President Donald Trump is threatening tariffs again, this time on more than $200 billion of goods from China. The administration earlier this year began taxing imports of a variety of products, including washing machines, lumber, steel and aluminum. While many of those tariffs won't be felt for some time, there are some Austin businesses already making adjustments.
Westbrook Metals has been dealing with price jumps ever since Trump made public his intention to put a tariff on metals a few months ago.
“When the tariffs were announced, we had an immediate uptick in price,” says Jak Fuller, Austin branch manager for Westbrook Metals. “Costs in general went up. So, we transferred those on to our customers immediately, since we base our prices off of market pricing.”
He said prices never stopped going up.
“People were buying out of fear,” he says. “They wanted to get as much as they could. They loaded up on material. We saw a big surge in just business, in general, and the costs just kept ticking up.”
Westbrook is a privately owned metal supplier, with branches in Austin, Round Rock, San Antonio and Dallas. It orders from larger mills, then sells to other businesses, like machine shops, oil and gas companies, fabricators, food trucks and breweries.
Its customers vary, and so do its suppliers' countries of origin. Fuller says mills send alloys from Canada, Mexico, India, Taiwan, South Korea and elsewhere. But with the tariffs, mills in the United States have the cheaper product – but just by a little – on purpose.
“They've raised their prices because they can,” he says. “They know that there is a tariff in effect, so the domestic mill raises, because why wouldn't you?”
Tariffs allow domestic producers to raise their prices on products, which theoretically allows them to reinvest profits into jobs and facilities.

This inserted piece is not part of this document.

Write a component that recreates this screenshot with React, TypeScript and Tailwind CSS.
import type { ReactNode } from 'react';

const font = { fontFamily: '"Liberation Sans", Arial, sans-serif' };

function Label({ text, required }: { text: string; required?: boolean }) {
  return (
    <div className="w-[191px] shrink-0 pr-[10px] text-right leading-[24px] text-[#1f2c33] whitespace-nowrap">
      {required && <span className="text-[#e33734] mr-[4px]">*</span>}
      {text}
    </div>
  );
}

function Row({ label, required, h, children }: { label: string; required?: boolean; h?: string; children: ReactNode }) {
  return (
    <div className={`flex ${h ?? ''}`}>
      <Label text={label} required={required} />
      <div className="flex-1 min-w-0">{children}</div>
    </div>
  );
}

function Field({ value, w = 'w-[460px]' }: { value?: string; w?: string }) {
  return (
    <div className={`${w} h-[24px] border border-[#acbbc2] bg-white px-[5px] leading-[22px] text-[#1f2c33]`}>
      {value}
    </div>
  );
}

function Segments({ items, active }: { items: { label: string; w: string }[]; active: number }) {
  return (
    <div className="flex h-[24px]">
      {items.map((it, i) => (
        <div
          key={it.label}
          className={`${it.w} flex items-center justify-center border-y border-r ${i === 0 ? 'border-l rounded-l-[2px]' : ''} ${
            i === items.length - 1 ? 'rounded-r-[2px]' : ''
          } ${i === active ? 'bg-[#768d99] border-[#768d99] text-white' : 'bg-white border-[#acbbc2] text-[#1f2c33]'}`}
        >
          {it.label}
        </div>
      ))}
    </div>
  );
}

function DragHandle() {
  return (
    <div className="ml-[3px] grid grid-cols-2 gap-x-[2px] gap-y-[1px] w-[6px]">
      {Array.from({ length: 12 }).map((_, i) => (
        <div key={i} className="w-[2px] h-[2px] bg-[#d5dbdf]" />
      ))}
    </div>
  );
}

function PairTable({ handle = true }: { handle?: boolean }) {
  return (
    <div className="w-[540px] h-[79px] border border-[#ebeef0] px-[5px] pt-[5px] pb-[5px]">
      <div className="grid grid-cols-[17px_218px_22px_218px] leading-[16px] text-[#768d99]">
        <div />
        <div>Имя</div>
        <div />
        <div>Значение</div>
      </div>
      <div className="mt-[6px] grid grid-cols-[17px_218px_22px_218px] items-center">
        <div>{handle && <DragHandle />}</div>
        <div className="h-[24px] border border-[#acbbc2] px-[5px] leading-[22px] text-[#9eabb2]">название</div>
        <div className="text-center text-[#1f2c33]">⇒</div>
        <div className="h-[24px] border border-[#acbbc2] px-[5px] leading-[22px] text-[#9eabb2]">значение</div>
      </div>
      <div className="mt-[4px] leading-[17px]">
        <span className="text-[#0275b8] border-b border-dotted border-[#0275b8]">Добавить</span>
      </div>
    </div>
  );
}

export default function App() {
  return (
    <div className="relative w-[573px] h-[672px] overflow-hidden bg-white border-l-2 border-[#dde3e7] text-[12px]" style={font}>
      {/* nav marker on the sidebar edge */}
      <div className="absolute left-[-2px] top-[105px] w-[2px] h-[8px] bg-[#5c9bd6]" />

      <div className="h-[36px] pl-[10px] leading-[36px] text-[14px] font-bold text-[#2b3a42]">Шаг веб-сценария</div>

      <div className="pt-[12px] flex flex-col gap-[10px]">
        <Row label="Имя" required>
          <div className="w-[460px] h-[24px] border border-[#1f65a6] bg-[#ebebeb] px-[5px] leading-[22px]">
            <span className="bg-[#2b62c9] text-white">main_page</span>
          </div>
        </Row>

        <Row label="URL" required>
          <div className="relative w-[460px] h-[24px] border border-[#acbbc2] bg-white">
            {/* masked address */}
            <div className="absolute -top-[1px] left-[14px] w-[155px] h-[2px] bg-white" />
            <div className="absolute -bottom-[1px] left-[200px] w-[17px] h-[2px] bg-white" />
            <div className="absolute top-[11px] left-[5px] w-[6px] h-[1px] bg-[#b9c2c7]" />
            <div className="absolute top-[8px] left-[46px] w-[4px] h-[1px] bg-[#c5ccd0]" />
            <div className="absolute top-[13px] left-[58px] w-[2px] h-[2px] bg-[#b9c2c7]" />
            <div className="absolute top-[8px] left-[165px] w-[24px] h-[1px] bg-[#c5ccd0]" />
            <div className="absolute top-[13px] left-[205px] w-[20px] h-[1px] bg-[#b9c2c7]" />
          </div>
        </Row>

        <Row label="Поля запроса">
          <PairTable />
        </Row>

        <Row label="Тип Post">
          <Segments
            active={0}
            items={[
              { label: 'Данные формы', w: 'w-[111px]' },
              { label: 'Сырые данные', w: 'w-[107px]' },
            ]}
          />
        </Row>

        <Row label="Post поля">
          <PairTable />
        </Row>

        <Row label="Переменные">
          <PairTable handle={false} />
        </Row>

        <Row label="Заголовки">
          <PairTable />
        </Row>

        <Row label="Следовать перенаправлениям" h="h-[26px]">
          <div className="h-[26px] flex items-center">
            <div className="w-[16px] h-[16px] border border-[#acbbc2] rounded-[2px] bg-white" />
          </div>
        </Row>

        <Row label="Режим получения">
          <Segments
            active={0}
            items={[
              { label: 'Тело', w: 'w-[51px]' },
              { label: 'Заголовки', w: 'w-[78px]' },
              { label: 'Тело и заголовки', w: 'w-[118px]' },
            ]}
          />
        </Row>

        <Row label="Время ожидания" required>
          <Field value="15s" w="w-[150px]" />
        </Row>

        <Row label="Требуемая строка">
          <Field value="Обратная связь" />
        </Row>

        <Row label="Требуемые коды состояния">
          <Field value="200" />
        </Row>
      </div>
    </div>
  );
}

“The tariff gives cover for all domestic producers to raise their price, up to the limit of the tariff,” says Peter Rodriguez, dean of the Jesse H. Jones Graduate School of Business at Rice University. “And in doing so, they become more profitable. They perhaps expand operations. That's the positive side.”
If so, that sounds good, right? The problem is the likely scenario of higher prices for everyone.

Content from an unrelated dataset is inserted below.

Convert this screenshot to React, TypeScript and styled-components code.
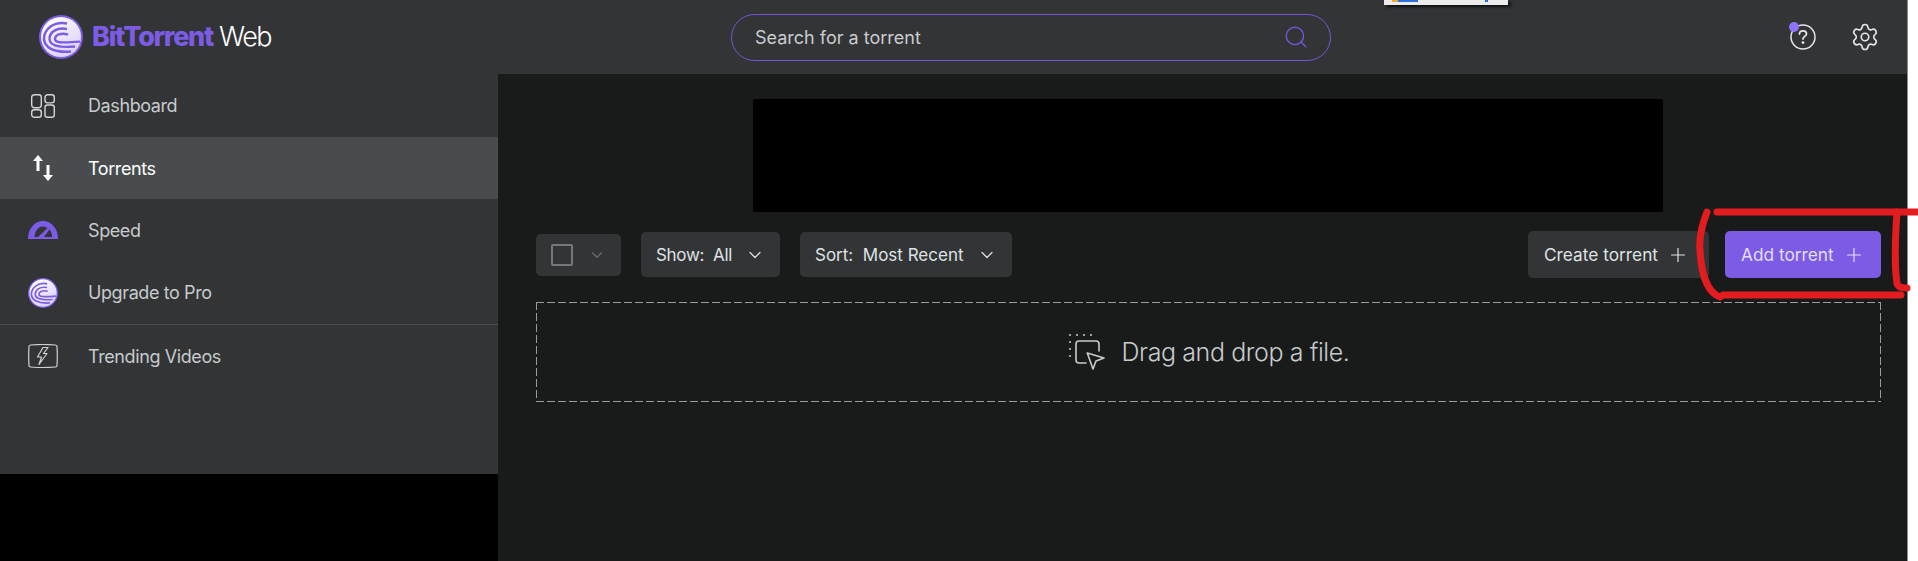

“The logic of a trade war is that everybody loses,” Rodriguez says. “It's not likely that we're going to see any victories on either side here.”
Ja-Mar Roofing in Buda has been putting metal roofs on Austin-area homes for a few decades now.
“Metal has been a very stable commodity for most of my time in the roofing business, as opposed to asphalt shingles, which have been very volatile,” its president, David Phillips, says.
His relationship with suppliers helped stave off some price shocks, but that time has run out.
“Our suppliers were holding their pricing for orders that were in place,” he says. “And then after certain dates, they were taking the increase on and passing it through to us.”
That means Ja-Mar has had to increase its prices. That's sometimes difficult to convey, Phillips said, so now he's redoubled his efforts with his sales staff.
“The investment has always been significant to put a metal roof on a home, but now we're trying to just really convey the benefits and the advantages of metal, so that price is a little more easily taken on,” he said.
Phillips is optimistic. He's ridden out price hikes with his other materials and believes the metal market will level off eventually.
Fuller is a little more cautious.
“The market is going to correct itself in some way, somehow,” he said. “And whether that is a reduction in manufacturing, which forces us to relook at these tariffs, or whether it's high prices for everything, so, we're just – I'm not sure exactly how that's going to pan out. I don't think anyone really knows. But it's going to be a little bit of a ride here.”